■ Task instructions
Produce the listing below again, exactly as shown.

■ Data excerpt
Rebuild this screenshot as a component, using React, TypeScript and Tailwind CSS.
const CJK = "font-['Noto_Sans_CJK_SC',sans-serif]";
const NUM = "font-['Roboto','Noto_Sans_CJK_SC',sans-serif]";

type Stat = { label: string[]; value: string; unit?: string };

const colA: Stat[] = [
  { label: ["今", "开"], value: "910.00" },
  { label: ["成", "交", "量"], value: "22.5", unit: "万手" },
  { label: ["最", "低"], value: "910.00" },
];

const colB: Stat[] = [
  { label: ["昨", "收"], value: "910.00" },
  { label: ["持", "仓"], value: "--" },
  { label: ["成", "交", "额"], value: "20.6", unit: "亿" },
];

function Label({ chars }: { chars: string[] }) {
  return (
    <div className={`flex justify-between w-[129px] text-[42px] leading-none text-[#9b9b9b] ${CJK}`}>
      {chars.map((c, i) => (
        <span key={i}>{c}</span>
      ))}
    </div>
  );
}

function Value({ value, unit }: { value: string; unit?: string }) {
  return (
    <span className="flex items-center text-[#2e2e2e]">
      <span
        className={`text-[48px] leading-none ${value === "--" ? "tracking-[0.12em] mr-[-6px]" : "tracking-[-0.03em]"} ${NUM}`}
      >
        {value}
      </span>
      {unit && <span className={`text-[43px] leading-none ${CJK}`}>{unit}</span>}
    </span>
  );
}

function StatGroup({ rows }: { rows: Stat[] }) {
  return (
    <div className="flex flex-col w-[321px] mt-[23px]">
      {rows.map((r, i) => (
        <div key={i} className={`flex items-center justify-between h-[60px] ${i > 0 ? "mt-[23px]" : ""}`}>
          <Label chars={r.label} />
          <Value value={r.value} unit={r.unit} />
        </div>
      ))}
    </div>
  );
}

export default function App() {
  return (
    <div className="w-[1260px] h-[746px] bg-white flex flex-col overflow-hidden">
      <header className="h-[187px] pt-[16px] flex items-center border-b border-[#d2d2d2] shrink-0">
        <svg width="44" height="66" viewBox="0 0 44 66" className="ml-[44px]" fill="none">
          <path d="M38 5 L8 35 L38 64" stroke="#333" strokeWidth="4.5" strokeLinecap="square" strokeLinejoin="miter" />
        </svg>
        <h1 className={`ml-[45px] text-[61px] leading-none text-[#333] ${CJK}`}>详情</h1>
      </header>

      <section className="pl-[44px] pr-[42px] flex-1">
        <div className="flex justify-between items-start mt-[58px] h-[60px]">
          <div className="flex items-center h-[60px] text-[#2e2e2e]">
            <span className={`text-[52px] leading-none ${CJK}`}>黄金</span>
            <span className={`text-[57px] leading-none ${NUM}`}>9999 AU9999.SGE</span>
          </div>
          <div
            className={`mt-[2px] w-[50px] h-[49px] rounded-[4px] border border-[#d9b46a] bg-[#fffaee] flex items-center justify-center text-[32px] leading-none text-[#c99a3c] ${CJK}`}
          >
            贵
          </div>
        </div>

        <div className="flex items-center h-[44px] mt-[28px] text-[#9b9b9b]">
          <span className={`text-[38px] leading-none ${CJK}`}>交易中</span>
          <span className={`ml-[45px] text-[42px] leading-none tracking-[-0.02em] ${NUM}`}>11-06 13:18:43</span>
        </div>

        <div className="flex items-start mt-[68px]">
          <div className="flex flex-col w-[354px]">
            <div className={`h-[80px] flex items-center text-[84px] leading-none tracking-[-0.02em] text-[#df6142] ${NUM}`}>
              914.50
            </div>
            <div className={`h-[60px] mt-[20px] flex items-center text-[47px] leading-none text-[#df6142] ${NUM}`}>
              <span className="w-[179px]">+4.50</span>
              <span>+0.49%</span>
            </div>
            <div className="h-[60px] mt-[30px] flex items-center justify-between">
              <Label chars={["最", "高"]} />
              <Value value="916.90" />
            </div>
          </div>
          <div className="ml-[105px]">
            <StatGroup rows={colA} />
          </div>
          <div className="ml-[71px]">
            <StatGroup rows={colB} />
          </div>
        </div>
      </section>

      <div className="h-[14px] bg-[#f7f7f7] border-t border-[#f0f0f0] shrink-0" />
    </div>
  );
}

■ Solution to this problem
Rebuild this screenshot as a component, using React, TypeScript and Tailwind CSS.
const CJK = "font-['Noto_Sans_CJK_SC',sans-serif]";
const NUM = "font-['Roboto','Noto_Sans_CJK_SC',sans-serif]";

type Stat = { label: string[]; value: string; unit?: string };

const colA: Stat[] = [
  { label: ["今", "开"], value: "910.00" },
  { label: ["成", "交", "量"], value: "22.5", unit: "万手" },
  { label: ["最", "低"], value: "910.00" },
];

const colB: Stat[] = [
  { label: ["昨", "收"], value: "910.00" },
  { label: ["持", "仓"], value: "--" },
  { label: ["成", "交", "额"], value: "20.6", unit: "亿" },
];

function Label({ chars }: { chars: string[] }) {
  return (
    <div className={`flex justify-between w-[129px] text-[42px] leading-none text-[#9b9b9b] ${CJK}`}>
      {chars.map((c, i) => (
        <span key={i}>{c}</span>
      ))}
    </div>
  );
}

function Value({ value, unit }: { value: string; unit?: string }) {
  return (
    <span className="flex items-center text-[#2e2e2e]">
      <span
        className={`text-[48px] leading-none ${value === "--" ? "tracking-[0.12em] mr-[-6px]" : "tracking-[-0.03em]"} ${NUM}`}
      >
        {value}
      </span>
      {unit && <span className={`text-[43px] leading-none ${CJK}`}>{unit}</span>}
    </span>
  );
}

function StatGroup({ rows }: { rows: Stat[] }) {
  return (
    <div className="flex flex-col w-[321px] mt-[23px]">
      {rows.map((r, i) => (
        <div key={i} className={`flex items-center justify-between h-[60px] ${i > 0 ? "mt-[23px]" : ""}`}>
          <Label chars={r.label} />
          <Value value={r.value} unit={r.unit} />
        </div>
      ))}
    </div>
  );
}

export default function App() {
  return (
    <div className="w-[1260px] h-[746px] bg-white flex flex-col overflow-hidden">
      <header className="h-[187px] pt-[16px] flex items-center border-b border-[#d2d2d2] shrink-0">
        <svg width="44" height="66" viewBox="0 0 44 66" className="ml-[44px]" fill="none">
          <path d="M38 5 L8 35 L38 64" stroke="#333" strokeWidth="4.5" strokeLinecap="square" strokeLinejoin="miter" />
        </svg>
        <h1 className={`ml-[45px] text-[61px] leading-none text-[#333] ${CJK}`}>详情</h1>
      </header>

      <section className="pl-[44px] pr-[42px] flex-1">
        <div className="flex justify-between items-start mt-[58px] h-[60px]">
          <div className="flex items-center h-[60px] text-[#2e2e2e]">
            <span className={`text-[52px] leading-none ${CJK}`}>黄金</span>
            <span className={`text-[57px] leading-none ${NUM}`}>9999 AU9999.SGE</span>
          </div>
          <div
            className={`mt-[2px] w-[50px] h-[49px] rounded-[4px] border border-[#d9b46a] bg-[#fffaee] flex items-center justify-center text-[32px] leading-none text-[#c99a3c] ${CJK}`}
          >
            贵
          </div>
        </div>

        <div className="flex items-center h-[44px] mt-[28px] text-[#9b9b9b]">
          <span className={`text-[38px] leading-none ${CJK}`}>交易中</span>
          <span className={`ml-[45px] text-[42px] leading-none tracking-[-0.02em] ${NUM}`}>11-06 13:18:43</span>
        </div>

        <div className="flex items-start mt-[68px]">
          <div className="flex flex-col w-[354px]">
            <div className={`h-[80px] flex items-center text-[84px] leading-none tracking-[-0.02em] text-[#df6142] ${NUM}`}>
              914.50
            </div>
            <div className={`h-[60px] mt-[20px] flex items-center text-[47px] leading-none text-[#df6142] ${NUM}`}>
              <span className="w-[179px]">+4.50</span>
              <span>+0.49%</span>
            </div>
            <div className="h-[60px] mt-[30px] flex items-center justify-between">
              <Label chars={["最", "高"]} />
              <Value value="916.90" />
            </div>
          </div>
          <div className="ml-[105px]">
            <StatGroup rows={colA} />
          </div>
          <div className="ml-[71px]">
            <StatGroup rows={colB} />
          </div>
        </div>
      </section>

      <div className="h-[14px] bg-[#f7f7f7] border-t border-[#f0f0f0] shrink-0" />
    </div>
  );
}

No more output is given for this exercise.